**Instruction**
Tally the lines in these records that hold the string "component", and reply with the number alone.

━━ Data entries

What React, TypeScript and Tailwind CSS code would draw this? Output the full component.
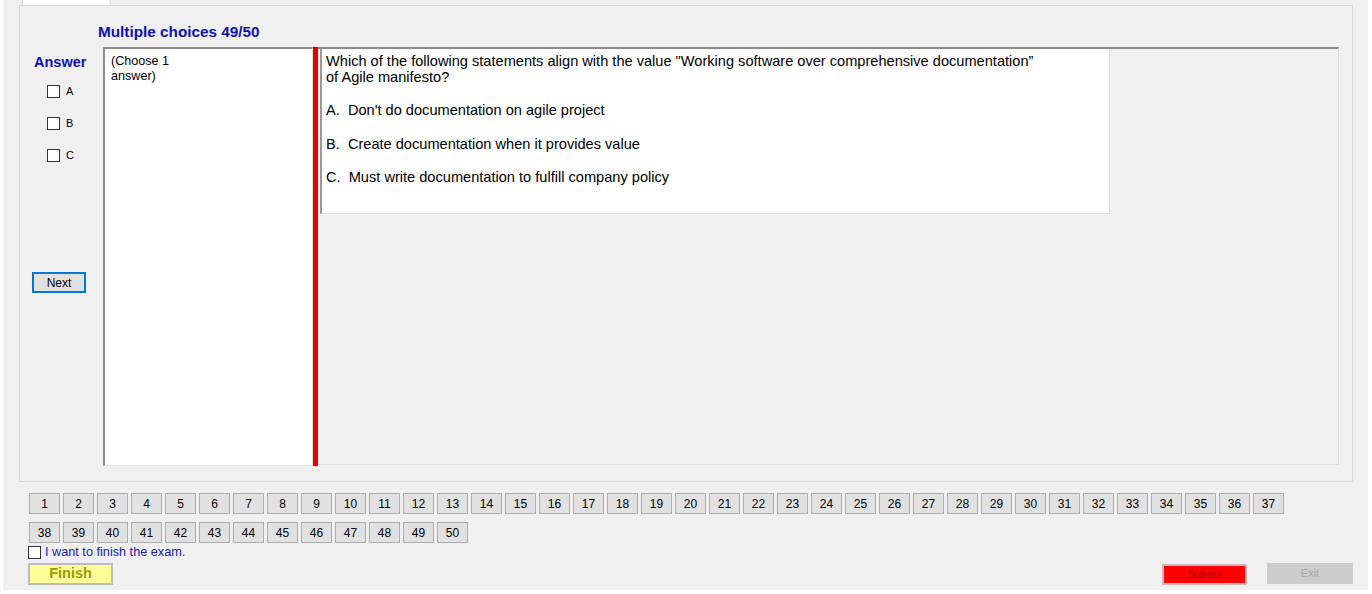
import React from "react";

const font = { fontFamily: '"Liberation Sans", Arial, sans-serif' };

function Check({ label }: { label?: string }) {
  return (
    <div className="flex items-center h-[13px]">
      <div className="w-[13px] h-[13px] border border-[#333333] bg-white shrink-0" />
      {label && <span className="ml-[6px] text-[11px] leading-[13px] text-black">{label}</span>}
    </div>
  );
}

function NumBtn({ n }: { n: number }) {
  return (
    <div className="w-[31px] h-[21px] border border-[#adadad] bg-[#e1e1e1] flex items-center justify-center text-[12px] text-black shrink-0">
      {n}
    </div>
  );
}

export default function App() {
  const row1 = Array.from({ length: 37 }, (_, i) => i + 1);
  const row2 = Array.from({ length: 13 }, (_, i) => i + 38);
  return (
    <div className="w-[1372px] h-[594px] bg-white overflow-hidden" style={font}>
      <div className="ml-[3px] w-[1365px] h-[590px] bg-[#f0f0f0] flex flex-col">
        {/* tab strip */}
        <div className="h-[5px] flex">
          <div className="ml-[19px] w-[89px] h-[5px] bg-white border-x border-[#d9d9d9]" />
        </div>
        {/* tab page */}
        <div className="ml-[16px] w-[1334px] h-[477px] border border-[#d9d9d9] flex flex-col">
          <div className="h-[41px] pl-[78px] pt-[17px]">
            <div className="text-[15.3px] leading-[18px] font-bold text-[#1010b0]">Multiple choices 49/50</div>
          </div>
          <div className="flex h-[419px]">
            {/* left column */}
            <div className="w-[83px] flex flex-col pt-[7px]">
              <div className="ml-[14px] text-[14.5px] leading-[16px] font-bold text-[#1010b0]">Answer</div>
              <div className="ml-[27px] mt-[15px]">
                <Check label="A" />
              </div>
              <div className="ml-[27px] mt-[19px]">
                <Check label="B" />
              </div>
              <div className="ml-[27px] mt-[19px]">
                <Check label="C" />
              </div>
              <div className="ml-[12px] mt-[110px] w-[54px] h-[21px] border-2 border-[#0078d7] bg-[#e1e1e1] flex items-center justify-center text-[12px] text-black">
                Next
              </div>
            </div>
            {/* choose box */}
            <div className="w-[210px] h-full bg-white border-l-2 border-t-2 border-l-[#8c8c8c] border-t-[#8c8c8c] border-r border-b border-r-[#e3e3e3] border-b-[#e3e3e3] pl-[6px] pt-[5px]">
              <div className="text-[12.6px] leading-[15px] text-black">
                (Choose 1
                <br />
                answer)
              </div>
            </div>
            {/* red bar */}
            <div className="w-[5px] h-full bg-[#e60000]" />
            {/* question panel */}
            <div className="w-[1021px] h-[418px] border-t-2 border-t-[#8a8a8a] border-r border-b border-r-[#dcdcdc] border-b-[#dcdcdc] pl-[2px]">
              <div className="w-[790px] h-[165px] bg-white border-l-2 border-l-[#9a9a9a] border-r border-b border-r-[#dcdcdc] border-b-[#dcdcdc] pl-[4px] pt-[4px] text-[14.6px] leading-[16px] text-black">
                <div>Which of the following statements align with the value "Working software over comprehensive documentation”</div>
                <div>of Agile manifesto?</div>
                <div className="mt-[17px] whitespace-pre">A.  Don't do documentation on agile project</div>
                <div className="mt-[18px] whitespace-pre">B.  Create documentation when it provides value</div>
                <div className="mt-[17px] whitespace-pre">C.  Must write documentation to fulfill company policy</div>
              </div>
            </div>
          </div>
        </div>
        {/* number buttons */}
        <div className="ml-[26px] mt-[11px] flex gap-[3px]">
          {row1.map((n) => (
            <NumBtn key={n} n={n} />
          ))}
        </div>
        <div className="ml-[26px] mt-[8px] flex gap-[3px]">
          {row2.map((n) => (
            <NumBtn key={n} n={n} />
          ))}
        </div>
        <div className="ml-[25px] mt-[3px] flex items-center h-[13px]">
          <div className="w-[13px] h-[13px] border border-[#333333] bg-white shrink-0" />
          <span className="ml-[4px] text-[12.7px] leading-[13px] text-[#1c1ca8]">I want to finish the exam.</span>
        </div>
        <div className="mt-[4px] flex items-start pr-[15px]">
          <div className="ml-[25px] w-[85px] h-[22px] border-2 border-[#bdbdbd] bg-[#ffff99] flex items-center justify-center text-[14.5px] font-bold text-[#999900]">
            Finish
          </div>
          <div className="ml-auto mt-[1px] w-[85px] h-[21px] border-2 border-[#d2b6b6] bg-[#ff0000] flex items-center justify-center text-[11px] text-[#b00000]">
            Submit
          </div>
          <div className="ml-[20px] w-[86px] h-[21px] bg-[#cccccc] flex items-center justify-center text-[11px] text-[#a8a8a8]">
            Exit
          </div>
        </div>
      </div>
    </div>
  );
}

━━━━
━━ Data entries

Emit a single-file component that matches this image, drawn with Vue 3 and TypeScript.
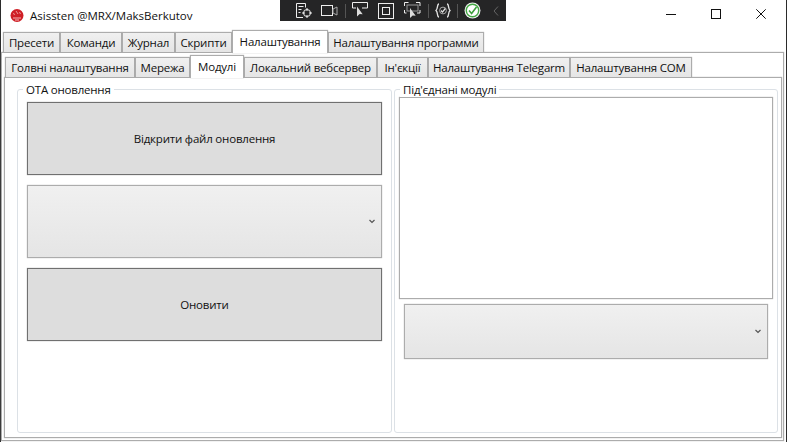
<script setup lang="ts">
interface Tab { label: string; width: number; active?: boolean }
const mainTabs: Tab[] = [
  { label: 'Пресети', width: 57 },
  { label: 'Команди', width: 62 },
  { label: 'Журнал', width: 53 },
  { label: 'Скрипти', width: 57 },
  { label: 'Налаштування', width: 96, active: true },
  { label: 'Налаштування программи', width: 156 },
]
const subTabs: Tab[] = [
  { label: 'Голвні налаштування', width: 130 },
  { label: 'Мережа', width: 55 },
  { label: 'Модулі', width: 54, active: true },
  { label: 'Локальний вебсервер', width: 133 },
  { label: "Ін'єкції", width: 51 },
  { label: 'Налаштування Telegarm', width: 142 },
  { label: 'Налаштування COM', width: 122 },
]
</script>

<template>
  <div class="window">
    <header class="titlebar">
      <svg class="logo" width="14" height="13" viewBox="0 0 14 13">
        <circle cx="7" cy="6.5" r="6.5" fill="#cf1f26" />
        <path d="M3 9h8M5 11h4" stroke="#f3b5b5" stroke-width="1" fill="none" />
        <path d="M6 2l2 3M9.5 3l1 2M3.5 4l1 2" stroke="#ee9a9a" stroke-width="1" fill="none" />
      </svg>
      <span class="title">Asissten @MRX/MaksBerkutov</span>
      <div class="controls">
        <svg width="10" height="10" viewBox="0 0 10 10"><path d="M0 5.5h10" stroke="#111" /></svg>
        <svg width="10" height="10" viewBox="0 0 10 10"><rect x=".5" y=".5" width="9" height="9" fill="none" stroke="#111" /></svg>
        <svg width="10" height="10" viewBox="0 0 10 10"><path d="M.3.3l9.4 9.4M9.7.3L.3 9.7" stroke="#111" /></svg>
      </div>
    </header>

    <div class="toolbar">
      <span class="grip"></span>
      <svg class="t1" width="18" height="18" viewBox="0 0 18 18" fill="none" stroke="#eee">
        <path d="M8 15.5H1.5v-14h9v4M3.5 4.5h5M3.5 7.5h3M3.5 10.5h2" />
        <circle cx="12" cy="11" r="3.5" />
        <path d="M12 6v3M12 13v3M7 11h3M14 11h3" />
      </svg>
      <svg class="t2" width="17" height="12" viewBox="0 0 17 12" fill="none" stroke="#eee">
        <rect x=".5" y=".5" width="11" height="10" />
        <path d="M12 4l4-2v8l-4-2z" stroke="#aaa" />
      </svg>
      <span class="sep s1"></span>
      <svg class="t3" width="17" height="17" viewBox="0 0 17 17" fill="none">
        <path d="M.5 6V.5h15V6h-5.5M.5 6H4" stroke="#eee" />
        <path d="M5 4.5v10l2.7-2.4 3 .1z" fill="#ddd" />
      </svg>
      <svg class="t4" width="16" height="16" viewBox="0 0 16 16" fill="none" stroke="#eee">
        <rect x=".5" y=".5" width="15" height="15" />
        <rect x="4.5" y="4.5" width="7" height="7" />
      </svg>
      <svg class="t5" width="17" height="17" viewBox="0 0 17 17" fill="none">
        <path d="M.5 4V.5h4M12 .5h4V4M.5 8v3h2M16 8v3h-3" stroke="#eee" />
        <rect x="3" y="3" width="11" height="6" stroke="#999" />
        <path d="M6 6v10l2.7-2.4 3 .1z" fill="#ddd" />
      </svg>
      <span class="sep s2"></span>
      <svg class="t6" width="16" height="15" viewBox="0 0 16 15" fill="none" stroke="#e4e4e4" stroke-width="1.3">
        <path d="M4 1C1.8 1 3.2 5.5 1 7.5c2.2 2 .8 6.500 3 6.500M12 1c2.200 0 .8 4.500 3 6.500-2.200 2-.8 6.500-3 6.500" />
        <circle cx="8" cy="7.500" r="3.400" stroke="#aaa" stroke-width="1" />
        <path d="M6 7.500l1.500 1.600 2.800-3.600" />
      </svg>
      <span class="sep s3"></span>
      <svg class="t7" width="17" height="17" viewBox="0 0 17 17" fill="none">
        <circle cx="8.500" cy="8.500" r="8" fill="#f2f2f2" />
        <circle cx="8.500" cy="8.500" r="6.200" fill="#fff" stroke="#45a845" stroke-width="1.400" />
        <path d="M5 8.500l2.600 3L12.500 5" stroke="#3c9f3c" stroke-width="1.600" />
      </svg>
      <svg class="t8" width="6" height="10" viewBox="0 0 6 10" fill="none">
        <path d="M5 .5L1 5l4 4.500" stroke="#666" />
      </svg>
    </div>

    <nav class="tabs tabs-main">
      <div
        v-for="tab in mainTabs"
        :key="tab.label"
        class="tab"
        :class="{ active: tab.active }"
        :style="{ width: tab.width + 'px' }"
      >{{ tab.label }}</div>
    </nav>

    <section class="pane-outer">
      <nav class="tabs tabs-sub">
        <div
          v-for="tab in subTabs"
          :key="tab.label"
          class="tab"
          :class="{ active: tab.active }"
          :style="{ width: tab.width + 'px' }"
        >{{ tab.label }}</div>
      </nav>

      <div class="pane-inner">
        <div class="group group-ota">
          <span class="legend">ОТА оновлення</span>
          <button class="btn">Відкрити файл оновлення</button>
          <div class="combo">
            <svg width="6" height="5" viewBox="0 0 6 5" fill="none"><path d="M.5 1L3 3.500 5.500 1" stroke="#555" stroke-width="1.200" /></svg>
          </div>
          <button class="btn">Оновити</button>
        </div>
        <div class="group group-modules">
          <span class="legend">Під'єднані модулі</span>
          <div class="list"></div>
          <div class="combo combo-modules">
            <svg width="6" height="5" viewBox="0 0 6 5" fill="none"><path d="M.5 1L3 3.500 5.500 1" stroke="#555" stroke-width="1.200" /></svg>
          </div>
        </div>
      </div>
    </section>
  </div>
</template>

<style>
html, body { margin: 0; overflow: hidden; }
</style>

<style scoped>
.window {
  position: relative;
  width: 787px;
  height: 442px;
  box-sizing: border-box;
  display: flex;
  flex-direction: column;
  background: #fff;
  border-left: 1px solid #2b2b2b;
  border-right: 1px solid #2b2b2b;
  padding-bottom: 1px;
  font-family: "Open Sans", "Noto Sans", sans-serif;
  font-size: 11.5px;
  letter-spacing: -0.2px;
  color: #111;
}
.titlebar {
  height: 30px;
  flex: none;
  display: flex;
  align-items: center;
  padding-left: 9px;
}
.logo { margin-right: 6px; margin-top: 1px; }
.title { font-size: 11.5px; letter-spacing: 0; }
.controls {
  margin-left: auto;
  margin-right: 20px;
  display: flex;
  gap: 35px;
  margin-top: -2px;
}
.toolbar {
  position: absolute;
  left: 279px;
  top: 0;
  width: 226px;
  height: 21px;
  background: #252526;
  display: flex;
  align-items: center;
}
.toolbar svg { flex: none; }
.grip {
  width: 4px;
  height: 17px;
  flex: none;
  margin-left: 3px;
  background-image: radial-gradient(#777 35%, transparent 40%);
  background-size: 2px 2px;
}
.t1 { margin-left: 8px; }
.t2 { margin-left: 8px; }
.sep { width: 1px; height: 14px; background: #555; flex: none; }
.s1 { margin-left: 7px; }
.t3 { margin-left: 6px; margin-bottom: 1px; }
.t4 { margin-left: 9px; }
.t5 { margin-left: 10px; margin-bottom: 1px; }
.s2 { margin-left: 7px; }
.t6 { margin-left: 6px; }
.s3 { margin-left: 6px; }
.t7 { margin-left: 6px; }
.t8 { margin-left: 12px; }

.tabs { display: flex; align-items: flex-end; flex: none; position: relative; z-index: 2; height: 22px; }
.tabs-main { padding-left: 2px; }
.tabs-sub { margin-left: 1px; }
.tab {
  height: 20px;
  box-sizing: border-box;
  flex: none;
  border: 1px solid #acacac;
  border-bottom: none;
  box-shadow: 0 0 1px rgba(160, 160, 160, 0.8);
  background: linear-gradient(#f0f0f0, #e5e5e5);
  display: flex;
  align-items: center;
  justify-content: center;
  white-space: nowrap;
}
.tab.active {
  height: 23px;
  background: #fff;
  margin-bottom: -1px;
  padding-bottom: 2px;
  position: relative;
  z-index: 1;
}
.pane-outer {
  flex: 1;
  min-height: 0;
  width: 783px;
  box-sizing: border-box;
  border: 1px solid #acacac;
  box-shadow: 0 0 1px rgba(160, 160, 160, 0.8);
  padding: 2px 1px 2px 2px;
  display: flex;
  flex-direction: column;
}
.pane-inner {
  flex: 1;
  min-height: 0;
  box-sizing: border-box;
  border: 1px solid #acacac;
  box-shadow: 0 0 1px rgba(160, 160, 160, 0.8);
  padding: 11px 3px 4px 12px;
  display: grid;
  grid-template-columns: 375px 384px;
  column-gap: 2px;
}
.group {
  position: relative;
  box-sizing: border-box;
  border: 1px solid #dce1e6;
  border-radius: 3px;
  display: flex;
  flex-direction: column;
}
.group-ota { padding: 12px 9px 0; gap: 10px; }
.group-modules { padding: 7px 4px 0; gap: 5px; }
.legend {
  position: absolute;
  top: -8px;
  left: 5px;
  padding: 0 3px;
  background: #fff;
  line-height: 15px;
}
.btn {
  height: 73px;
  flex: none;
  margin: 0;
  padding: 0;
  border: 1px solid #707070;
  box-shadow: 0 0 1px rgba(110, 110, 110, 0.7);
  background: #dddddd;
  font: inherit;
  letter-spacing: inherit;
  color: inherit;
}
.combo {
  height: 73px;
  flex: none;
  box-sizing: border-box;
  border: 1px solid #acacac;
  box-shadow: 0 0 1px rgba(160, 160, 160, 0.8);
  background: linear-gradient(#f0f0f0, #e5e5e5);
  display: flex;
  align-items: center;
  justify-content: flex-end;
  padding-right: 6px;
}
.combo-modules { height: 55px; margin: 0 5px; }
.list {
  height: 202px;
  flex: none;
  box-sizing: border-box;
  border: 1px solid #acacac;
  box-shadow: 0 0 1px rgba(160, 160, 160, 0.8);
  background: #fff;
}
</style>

━━━━

**Reply to the task**
2